* WHAT THE TASK ASKS *
Retype the whole listing, please, keeping every line exact and dropping the pictures.

* PROVIDED DATA *
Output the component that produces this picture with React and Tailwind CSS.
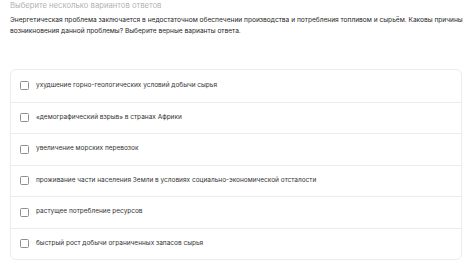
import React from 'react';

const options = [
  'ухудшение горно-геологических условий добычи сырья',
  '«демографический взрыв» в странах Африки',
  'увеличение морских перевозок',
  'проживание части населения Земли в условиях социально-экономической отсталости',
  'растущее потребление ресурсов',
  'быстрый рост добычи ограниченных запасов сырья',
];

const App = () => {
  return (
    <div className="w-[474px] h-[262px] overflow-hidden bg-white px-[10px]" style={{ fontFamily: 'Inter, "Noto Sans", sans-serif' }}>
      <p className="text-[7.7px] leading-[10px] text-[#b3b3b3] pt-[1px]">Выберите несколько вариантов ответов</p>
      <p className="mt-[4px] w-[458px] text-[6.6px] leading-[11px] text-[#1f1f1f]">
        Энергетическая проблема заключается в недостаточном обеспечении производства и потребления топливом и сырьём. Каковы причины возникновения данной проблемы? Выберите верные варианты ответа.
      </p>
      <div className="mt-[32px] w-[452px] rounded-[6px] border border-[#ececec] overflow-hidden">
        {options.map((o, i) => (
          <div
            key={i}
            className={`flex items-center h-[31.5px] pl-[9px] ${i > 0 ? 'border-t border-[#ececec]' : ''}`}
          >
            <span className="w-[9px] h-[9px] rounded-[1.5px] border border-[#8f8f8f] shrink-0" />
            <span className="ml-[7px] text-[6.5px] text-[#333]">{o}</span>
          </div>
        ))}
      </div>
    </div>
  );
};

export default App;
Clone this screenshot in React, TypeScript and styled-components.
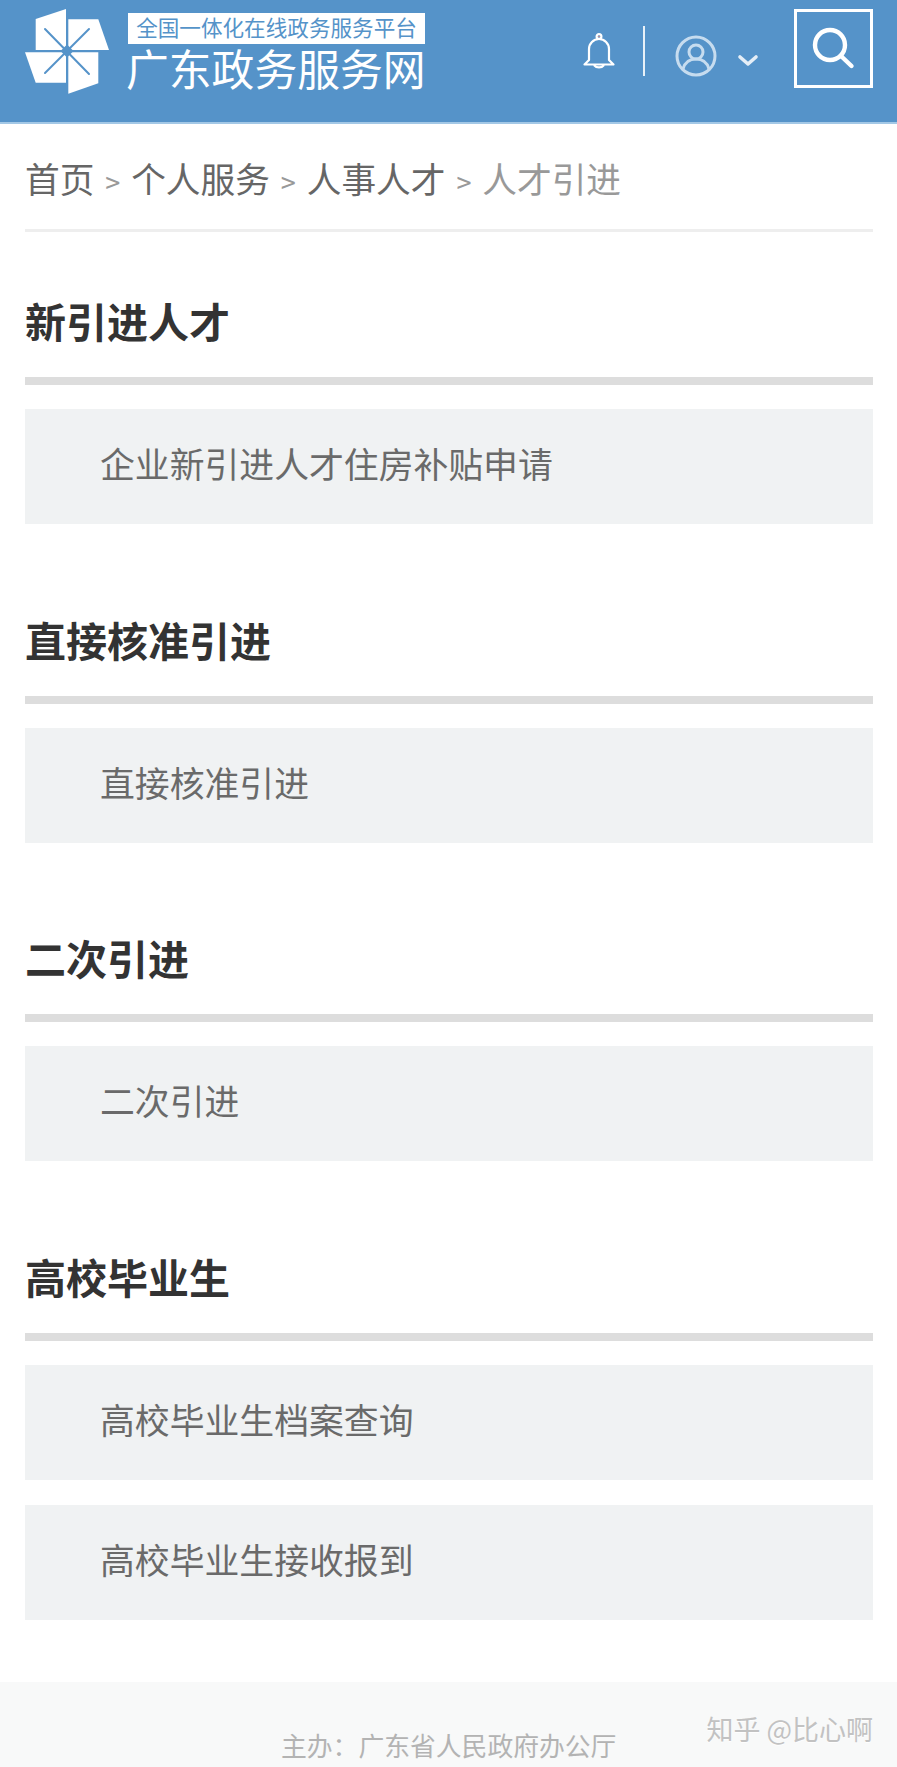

* RESULT *
Output the component that produces this picture with React and Tailwind CSS.
import React from 'react';

const options = [
  'ухудшение горно-геологических условий добычи сырья',
  '«демографический взрыв» в странах Африки',
  'увеличение морских перевозок',
  'проживание части населения Земли в условиях социально-экономической отсталости',
  'растущее потребление ресурсов',
  'быстрый рост добычи ограниченных запасов сырья',
];

const App = () => {
  return (
    <div className="w-[474px] h-[262px] overflow-hidden bg-white px-[10px]" style={{ fontFamily: 'Inter, "Noto Sans", sans-serif' }}>
      <p className="text-[7.7px] leading-[10px] text-[#b3b3b3] pt-[1px]">Выберите несколько вариантов ответов</p>
      <p className="mt-[4px] w-[458px] text-[6.6px] leading-[11px] text-[#1f1f1f]">
        Энергетическая проблема заключается в недостаточном обеспечении производства и потребления топливом и сырьём. Каковы причины возникновения данной проблемы? Выберите верные варианты ответа.
      </p>
      <div className="mt-[32px] w-[452px] rounded-[6px] border border-[#ececec] overflow-hidden">
        {options.map((o, i) => (
          <div
            key={i}
            className={`flex items-center h-[31.5px] pl-[9px] ${i > 0 ? 'border-t border-[#ececec]' : ''}`}
          >
            <span className="w-[9px] h-[9px] rounded-[1.5px] border border-[#8f8f8f] shrink-0" />
            <span className="ml-[7px] text-[6.5px] text-[#333]">{o}</span>
          </div>
        ))}
      </div>
    </div>
  );
};

export default App;
Clone this screenshot in React, TypeScript and styled-components.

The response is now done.